__Given task__: Collect each line of the records containing the string "this".

__Exercise input__:
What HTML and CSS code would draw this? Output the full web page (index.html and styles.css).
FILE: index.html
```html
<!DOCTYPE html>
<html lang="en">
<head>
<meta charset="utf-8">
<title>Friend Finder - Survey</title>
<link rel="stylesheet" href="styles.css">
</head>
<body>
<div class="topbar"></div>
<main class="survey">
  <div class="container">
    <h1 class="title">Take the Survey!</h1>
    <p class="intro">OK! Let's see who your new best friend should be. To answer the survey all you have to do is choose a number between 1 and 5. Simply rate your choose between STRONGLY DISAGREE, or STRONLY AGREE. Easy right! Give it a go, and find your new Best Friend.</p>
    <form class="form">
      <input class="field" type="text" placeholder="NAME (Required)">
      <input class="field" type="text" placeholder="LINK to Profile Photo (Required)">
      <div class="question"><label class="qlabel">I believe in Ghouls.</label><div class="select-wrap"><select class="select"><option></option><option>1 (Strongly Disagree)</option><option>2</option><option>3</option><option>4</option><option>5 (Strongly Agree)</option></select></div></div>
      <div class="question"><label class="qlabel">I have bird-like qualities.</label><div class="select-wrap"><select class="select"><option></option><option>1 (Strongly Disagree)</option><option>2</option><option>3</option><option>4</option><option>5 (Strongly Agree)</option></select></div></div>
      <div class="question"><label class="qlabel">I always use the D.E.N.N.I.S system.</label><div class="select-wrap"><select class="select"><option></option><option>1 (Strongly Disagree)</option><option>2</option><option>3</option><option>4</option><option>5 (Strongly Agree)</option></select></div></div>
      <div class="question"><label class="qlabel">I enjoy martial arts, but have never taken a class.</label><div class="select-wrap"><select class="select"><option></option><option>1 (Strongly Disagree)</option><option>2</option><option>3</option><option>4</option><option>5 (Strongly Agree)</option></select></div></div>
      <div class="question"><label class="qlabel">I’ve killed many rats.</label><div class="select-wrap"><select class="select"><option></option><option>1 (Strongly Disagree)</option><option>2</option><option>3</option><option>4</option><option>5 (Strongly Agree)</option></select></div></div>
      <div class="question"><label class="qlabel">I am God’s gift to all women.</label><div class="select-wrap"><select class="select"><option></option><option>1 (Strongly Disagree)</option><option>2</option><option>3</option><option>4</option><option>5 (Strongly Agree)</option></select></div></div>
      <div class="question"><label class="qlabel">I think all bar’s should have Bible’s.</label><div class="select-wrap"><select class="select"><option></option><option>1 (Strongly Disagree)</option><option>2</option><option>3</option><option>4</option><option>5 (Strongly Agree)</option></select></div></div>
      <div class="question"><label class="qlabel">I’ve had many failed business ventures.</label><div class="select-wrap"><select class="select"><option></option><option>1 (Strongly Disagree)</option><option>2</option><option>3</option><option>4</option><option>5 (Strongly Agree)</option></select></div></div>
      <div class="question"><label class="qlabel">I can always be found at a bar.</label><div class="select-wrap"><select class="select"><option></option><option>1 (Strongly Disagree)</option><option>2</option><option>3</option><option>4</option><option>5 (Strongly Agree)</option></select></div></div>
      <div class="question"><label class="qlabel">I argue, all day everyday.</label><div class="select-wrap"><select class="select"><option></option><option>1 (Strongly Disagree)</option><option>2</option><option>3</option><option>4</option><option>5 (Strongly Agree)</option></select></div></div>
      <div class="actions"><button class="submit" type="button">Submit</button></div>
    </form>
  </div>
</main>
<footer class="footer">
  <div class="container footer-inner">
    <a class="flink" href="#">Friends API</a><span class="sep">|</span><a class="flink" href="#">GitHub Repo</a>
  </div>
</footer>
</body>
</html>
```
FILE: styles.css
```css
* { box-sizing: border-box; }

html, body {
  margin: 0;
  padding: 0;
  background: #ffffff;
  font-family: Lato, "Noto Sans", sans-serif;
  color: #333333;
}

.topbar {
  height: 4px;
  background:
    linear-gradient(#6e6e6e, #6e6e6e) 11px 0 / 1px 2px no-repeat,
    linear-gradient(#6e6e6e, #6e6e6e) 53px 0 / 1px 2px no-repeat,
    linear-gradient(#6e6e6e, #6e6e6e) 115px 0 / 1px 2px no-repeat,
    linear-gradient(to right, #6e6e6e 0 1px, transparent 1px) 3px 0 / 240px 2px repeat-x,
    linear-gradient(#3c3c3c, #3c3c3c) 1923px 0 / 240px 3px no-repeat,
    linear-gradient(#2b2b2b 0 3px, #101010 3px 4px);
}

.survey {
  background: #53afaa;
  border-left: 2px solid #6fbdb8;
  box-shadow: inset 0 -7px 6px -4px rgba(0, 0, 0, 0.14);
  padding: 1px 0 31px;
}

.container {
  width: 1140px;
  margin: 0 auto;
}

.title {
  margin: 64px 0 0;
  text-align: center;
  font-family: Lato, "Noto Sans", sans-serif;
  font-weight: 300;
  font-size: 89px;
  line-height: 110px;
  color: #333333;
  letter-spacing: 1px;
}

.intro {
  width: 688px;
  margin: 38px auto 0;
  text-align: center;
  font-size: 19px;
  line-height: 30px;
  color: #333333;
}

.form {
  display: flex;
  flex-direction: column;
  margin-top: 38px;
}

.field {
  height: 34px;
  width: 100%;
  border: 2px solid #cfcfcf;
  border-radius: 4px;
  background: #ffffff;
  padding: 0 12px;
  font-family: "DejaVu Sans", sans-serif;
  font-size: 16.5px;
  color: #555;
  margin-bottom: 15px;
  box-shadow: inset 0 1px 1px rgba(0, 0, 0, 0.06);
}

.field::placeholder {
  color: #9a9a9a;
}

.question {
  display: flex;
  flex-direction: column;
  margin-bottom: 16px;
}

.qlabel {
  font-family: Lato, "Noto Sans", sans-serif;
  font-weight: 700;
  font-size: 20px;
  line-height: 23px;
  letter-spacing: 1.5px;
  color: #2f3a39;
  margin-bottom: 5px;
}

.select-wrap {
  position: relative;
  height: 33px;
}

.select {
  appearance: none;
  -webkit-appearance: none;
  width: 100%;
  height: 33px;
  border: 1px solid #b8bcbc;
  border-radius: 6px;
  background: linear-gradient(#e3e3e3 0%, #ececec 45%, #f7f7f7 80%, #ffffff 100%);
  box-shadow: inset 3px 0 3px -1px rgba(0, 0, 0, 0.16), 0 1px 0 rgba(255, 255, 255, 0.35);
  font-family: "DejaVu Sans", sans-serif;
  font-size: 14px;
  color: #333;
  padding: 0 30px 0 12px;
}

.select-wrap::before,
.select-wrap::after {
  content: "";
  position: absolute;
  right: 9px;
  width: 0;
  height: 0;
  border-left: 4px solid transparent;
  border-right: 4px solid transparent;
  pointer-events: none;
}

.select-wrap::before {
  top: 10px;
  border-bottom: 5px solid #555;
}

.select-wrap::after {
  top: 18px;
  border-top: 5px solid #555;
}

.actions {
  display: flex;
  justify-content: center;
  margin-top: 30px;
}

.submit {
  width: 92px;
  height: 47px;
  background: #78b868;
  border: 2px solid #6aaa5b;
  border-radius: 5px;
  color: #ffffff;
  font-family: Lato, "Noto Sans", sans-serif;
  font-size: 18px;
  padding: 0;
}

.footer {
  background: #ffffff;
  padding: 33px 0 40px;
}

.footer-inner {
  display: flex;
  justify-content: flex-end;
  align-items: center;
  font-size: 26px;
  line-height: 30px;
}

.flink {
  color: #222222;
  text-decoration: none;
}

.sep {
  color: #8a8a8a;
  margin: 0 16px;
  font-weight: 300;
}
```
* * *
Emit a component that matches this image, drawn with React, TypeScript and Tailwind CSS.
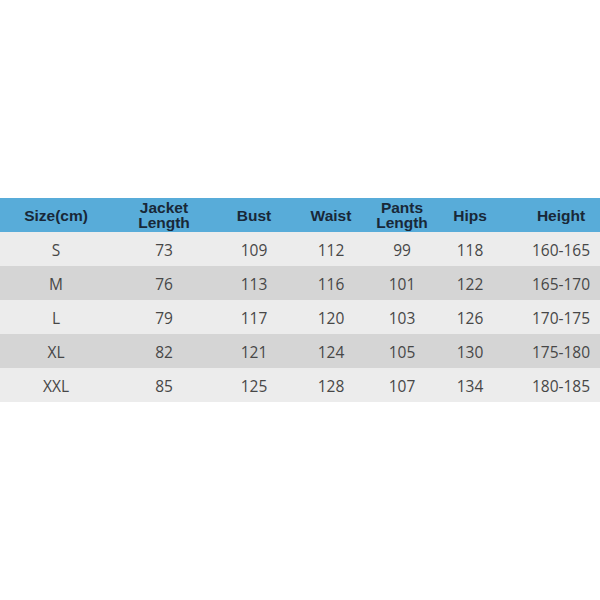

__Response below__:
What HTML and CSS code would draw this? Output the full web page (index.html and styles.css).
Emit a component that matches this image, drawn with React, TypeScript and Tailwind CSS.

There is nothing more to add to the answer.